Required task =>
From the entries below, gather each line containing the word "React".

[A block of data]

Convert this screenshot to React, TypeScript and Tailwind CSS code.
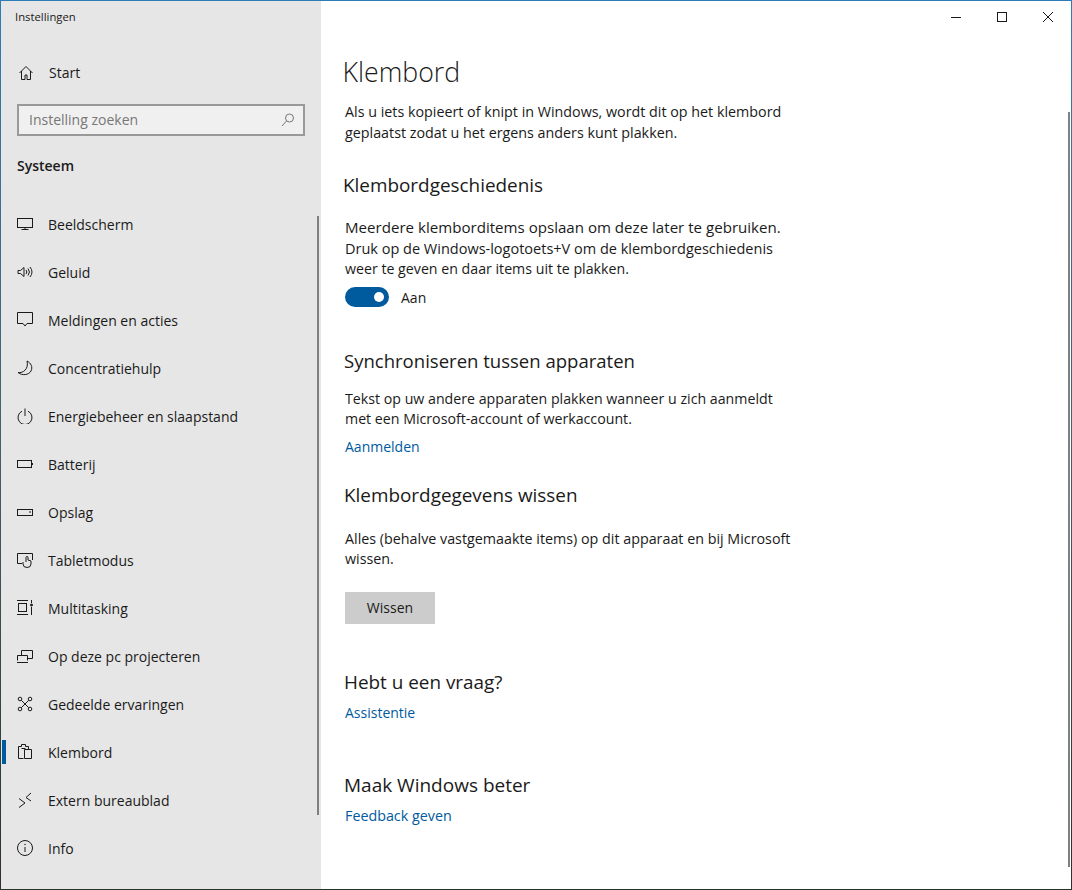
import React from 'react';

const Svg = ({ children }: { children: React.ReactNode }) => (
  <svg viewBox="0 0 16 16" className="h-4 w-4 shrink-0" fill="none" stroke="currentColor" strokeWidth="1">
    {children}
  </svg>
);

const icons: Record<string, React.ReactNode> = {
  home: <path d="M2.5 8 9 1.5 15.5 8M4.5 6v8.5H8V10h2v4.5h3.5V6" />,
  search: <><circle cx="9.5" cy="6" r="4" /><path d="M6.5 9 2 14" /></>,
  screen: <><rect x="0.5" y="2.5" width="15" height="9" /><path d="M8 11.5v2.5M4.5 13.5h7" /></>,
  sound: <path d="M1 6.5h2.5L7 3.5v9L3.500 9.500H1ZM9 6a3 3 0 0 1 0 4M11 4.500a5.500 5.500 0 0 1 0 7M13 3a8 8 0 0 1 0 10" />,
  message: <path d="M.5.500h15v11H10L8 14l-2-2.500H.5Z" />,
  moon: <path d="M10 1c4 2 6 6 4 10-2 4-9 5-13 1.500 5 1 11-3.500 9-11.500Z" />,
  power: <path d="M5 3.200a7 7 0 1 0 6 0M8 .5V8" />,
  battery: <><rect x="0.5" y="4.500" width="14" height="7" /><path d="M15.500 7v2" /></>,
  storage: <><rect x="0.5" y="5.500" width="15" height="6" /><path d="M12 8h2" /></>,
  tablet: <path d="M5 11.500H.5v-10h15V8M9 10V5.500a1 1 0 0 1 2 0V8l3 1v3a4 3.500 0 0 1-8 0v-2" />,
  multitask: <><path d="M0 .5h11M0 14.500h11M14.500 0v3M14.500 7v8" /><rect x="1.500" y="3.500" width="8" height="8" /><circle cx="14.500" cy="5" r="1" fill="currentColor" /></>,
  project: <path d="M4.500 7.500v-5h11v8H11M.5 12.500v-5h10v5M0 14.500h11" />,
  shared: <><circle cx="3" cy="3" r="1.800" /><circle cx="13" cy="3" r="1.800" /><circle cx="3" cy="13" r="1.800" /><circle cx="13" cy="13" r="1.800" /><path d="M4.300 4.300 11.700 11.700M11.700 4.300 4.300 11.700" /></>,
  clipboard: <path d="M6.500 14.500h-5v-12h3v-2h4v2h3v3M7.500 5.500h7v9h-7ZM4.500 4.500h4" />,
  remote: <path d="M2 6.500 8 11l-6 4.500M14 1 9 5.500 14 9" />,
  info: <><circle cx="8" cy="8" r="7.500" /><path d="M8 7v5" /><circle cx="8" cy="4.500" r=".7" fill="currentColor" stroke="none" /></>,
};

const navItems = [
  { label: 'Beeldscherm', icon: 'screen' },
  { label: 'Geluid', icon: 'sound' },
  { label: 'Meldingen en acties', icon: 'message' },
  { label: 'Concentratiehulp', icon: 'moon' },
  { label: 'Energiebeheer en slaapstand', icon: 'power' },
  { label: 'Batterij', icon: 'battery' },
  { label: 'Opslag', icon: 'storage' },
  { label: 'Tabletmodus', icon: 'tablet' },
  { label: 'Multitasking', icon: 'multitask' },
  { label: 'Op deze pc projecteren', icon: 'project' },
  { label: 'Gedeelde ervaringen', icon: 'shared' },
  { label: 'Klembord', icon: 'clipboard', active: true },
  { label: 'Extern bureaublad', icon: 'remote' },
  { label: 'Info', icon: 'info' },
];

const Heading = ({ className, children }: { className: string; children: React.ReactNode }) => (
  <h2 className={`leading-6 ${className}`}>{children}</h2>
);

export default function App() {
  return (
    <div className="h-[890px] w-[1072px] bg-linear-to-b from-[#2f7cb5] via-[#44606c] to-[#2a3328] p-px font-['Open_Sans',sans-serif] text-sm text-[#1a1a1a]">
      <div className="relative flex h-full">
        <aside className="relative w-[320px] shrink-0 bg-[#e6e6e6]">
          <div className="flex h-8 items-center px-3.5 text-[11.3px]">Instellingen</div>
          <div className="mt-4 flex h-12 items-center gap-4 px-4">
            {<Svg>{icons.home}</Svg>}
            Start
          </div>
          <div className="mx-4 mt-[7px] flex h-8 items-center justify-between border-2 border-[#999] bg-[#f0f0f0] pr-[7px] pl-2.5 text-[#777]">
            Instelling zoeken
            <Svg>{icons.search}</Svg>
          </div>
          <div className="mt-5 flex h-5 items-center px-4 font-semibold">Systeem</div>
          <nav className="mt-6">
            {navItems.map((item) => (
              <div key={item.label} className="relative flex h-12 items-center gap-[15px] px-4">
                {item.active && <span className="absolute top-3 left-px h-6 w-[4px] bg-[#005a9e]" />}
                <Svg>{icons[item.icon]}</Svg>
                <span className="pt-0.5">{item.label}</span>
              </div>
            ))}
          </nav>
          <div className="absolute top-[215px] right-[2px] h-[599px] w-[2px] bg-[#808080]" />
        </aside>

        <main className="relative flex-1 bg-white">
          <div className="flex h-8 items-center justify-end gap-[36px] pr-[18px]">
            <span className="h-px w-[10px] bg-[#1a1a1a]" />
            <span className="h-[10px] w-[10px] border border-[#1a1a1a]" />
            <svg viewBox="0 0 10 10" className="h-[10px] w-[10px]" stroke="#1a1a1a" strokeWidth="1">
              <path d="M0 0 10 10M10 0 0 10" />
            </svg>
          </div>
          <div className="pl-6">
            <h1 className="-ml-[2.500px] mt-[21px] text-[26.7px] leading-9 font-light">Klembord</h1>
            <p className="mt-3 w-[450px] text-[14.3px] leading-[20.5px]">
              Als u iets kopieert of knipt in Windows, wordt dit op het klembord geplaatst zodat u het ergens anders kunt plakken.
            </p>
            <Heading className="mt-[30px] -ml-[2px] text-[18.9px]">Klembordgeschiedenis</Heading>
            <p className="mt-[20px] w-[460px] text-[14.3px] leading-[20.5px]">
              <span className="text-[15.1px]">Meerdere klemborditems opslaan om deze later te gebruiken.</span>
              <br />
              <span className="text-[14.5px]">Druk op de Windows-logotoets+V om de klembordgeschiedenis</span>
              <br />
              <span className="text-[14.2px]">weer te geven en daar items uit te plakken.</span>
            </p>
            <div className="mt-[7px] flex h-5 items-center gap-3">
              <span className="flex h-5 w-11 items-center justify-end rounded-full bg-[#005a9e] pr-[5px]">
                <span className="h-[10px] w-[10px] rounded-full bg-white" />
              </span>
              <span className="pt-0.5">Aan</span>
            </div>
            <Heading className="mt-[42px] -ml-px text-[18.55px]">Synchroniseren tussen apparaten</Heading>
            <p className="mt-4 w-[450px] text-[14.2px] leading-[20.5px]">
              Tekst op uw andere apparaten plakken wanneer u zich aanmeldt met een Microsoft-account of werkaccount.
            </p>
            <a className="mt-[7px] block leading-[20.5px] text-[#005a9e]">Aanmelden</a>
            <Heading className="mt-[26px] -ml-px text-[18.9px]">Klembordgegevens wissen</Heading>
            <p className="mt-[21.5px] w-[450px] text-[14.3px] leading-[20.5px]">
              Alles (behalve vastgemaakte items) op dit apparaat en bij Microsoft wissen.
            </p>
            <button className="mt-[22.5px] block h-8 w-[90px] bg-[#cccccc]">Wissen</button>
            <Heading className="mt-[46px] -ml-px text-[18.9px]">Hebt u een vraag?</Heading>
            <a className="mt-[9px] block leading-[20.5px] text-[#005a9e]">Assistentie</a>
            <Heading className="mt-[49px] -ml-px text-[19px]">Maak Windows beter</Heading>
            <a className="mt-[9px] block text-[14.3px] leading-[20.5px] text-[#005a9e]">Feedback geven</a>
          </div>
          <div className="absolute top-[111px] right-px h-[755px] w-[2px] bg-[#808080]" />
        </main>
      </div>
    </div>
  );
}
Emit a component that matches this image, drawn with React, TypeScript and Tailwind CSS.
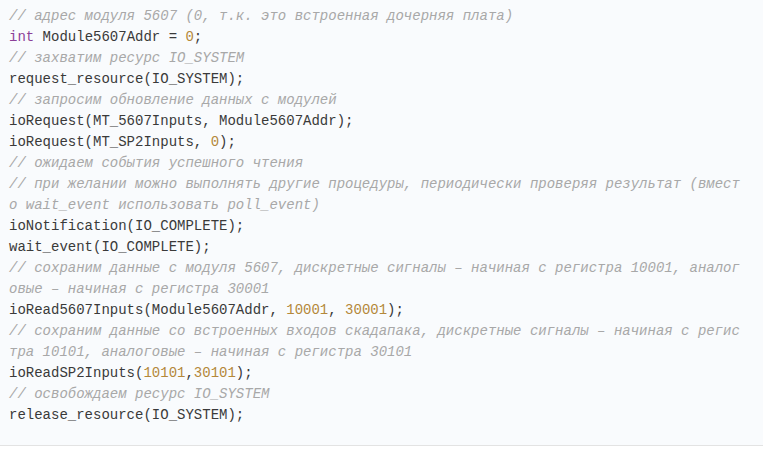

Written response =>
Convert this screenshot to React, TypeScript and Tailwind CSS code.
import React from 'react';
const Svg = ({ children }: { children: React.ReactNode }) => (
const icons: Record<string, React.ReactNode> = {
const Heading = ({ className, children }: { className: string; children: React.ReactNode }) => (
Emit a component that matches this image, drawn with React, TypeScript and Tailwind CSS.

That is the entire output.